Oaxaca: Mercado de Artesanias - under one roof, this market sells mostly local handicrafts from Oaxaca area including textiles, jewellery, ceramics and other bits and pieces. It's a good one stop shop if you are after a good selection of handicrafts, but do have a look around first before buying anything and check what the prices are to ensure you get he best deal. Around the Templo de Santo Domingo are rather nice little boutique shops selling some more bespoke products, but also a lot of things which are found in the above markets. We bought a few times from both areas.

searching for treasure at la lagunilla
Upon returning home, many people asked if we were safe, obviously due to all the press in recent years of the drug trafficking situation. The answer is yes, we were and felt safe at all times, and it's a bit sad to think that what is happening in very distinct areas is affecting people's thoughts on Mexico and it's tourism. Everyone we met was super friendly and helpful.
Mexico can also be very touristic in places, however if you do your research you can easily venture off the beaten track and find areas all to yourself to explore.
If you are thinking of visiting, do.

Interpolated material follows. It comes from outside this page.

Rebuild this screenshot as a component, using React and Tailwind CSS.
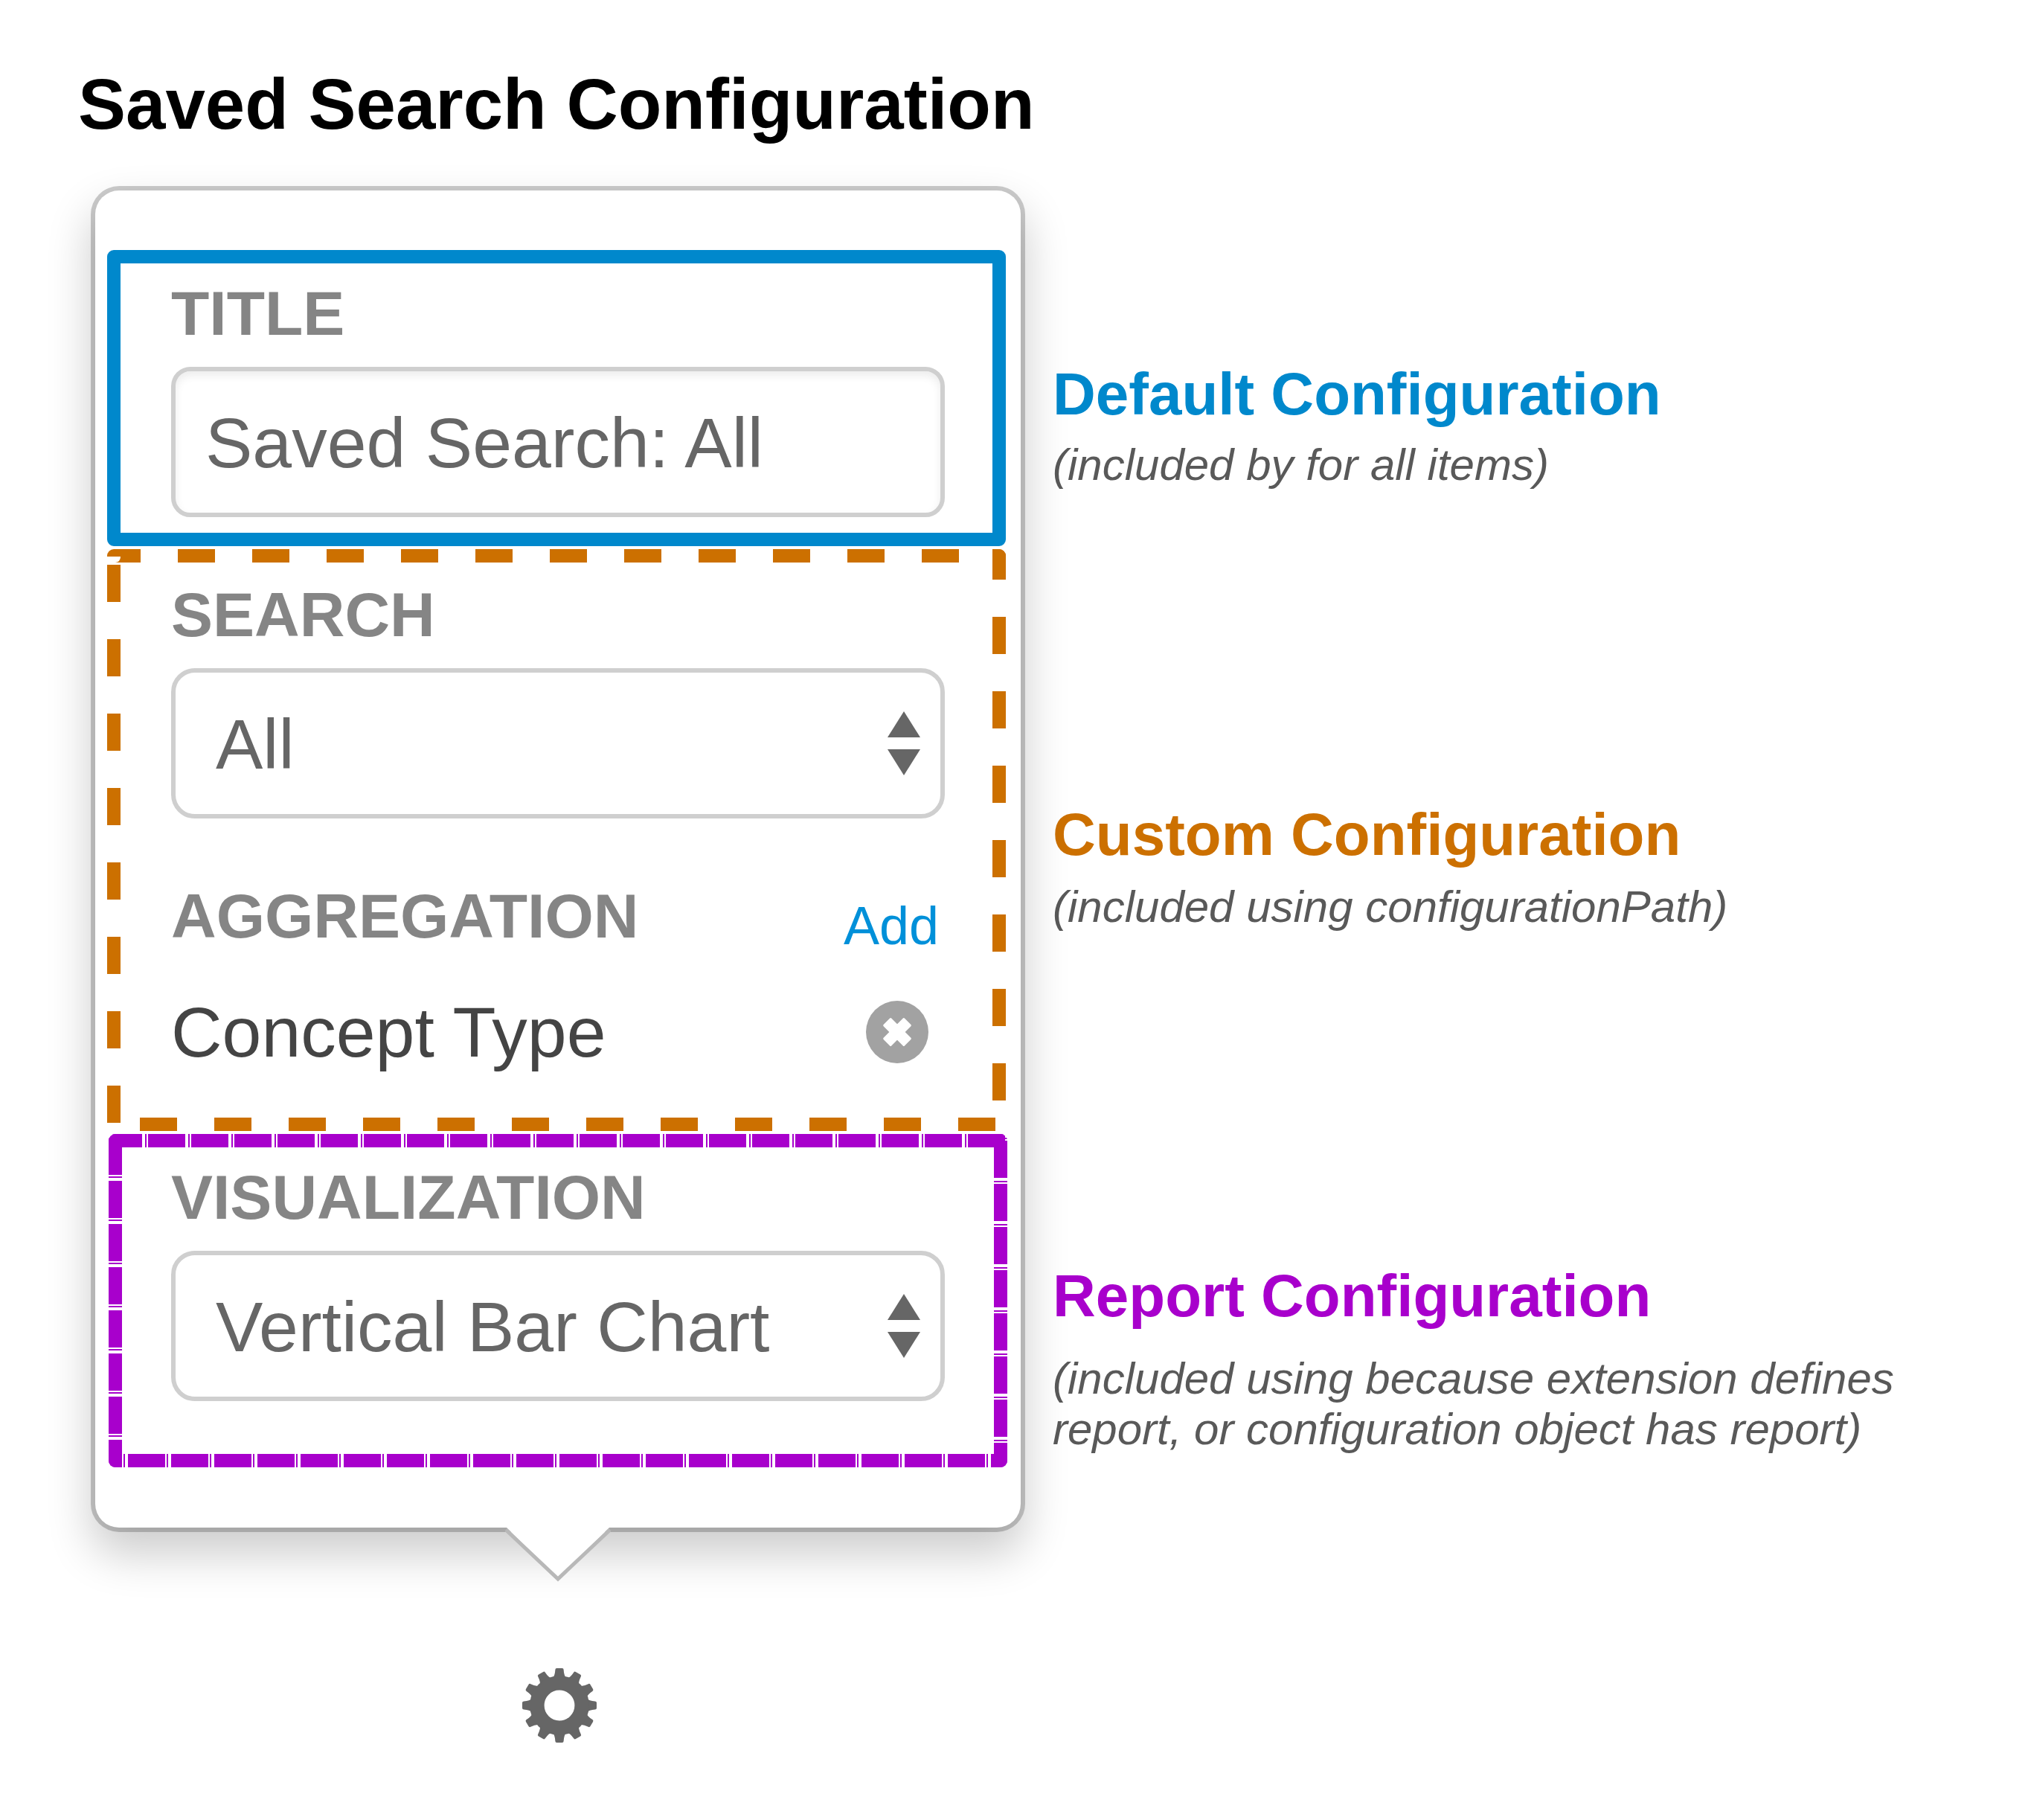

You won't regret it.

templo de santo domingo


  1. oh i always love your tips! thanks for also addressing the safety issue. everyone i know who goes to mexico almost exclusively goes to resorts. however, i'd love to do a trip like this with mike one day! it's nice that it's not too far away from canada.

    curious - how did prices (of food, accommodation, transport etc) compare to traveling in other places, such as south east asia?

    1. Prices are more than SE Asia, but still very affordable. Tacos were about US$1-2 each, beers US$1.50-2, good restaurant meals about US$15-20 per person (including drinks), our accommodation about US$100 a night (but we weren't staying at real budget places), and an overnight 1st class bus ticket US$30-40. Hope that helps!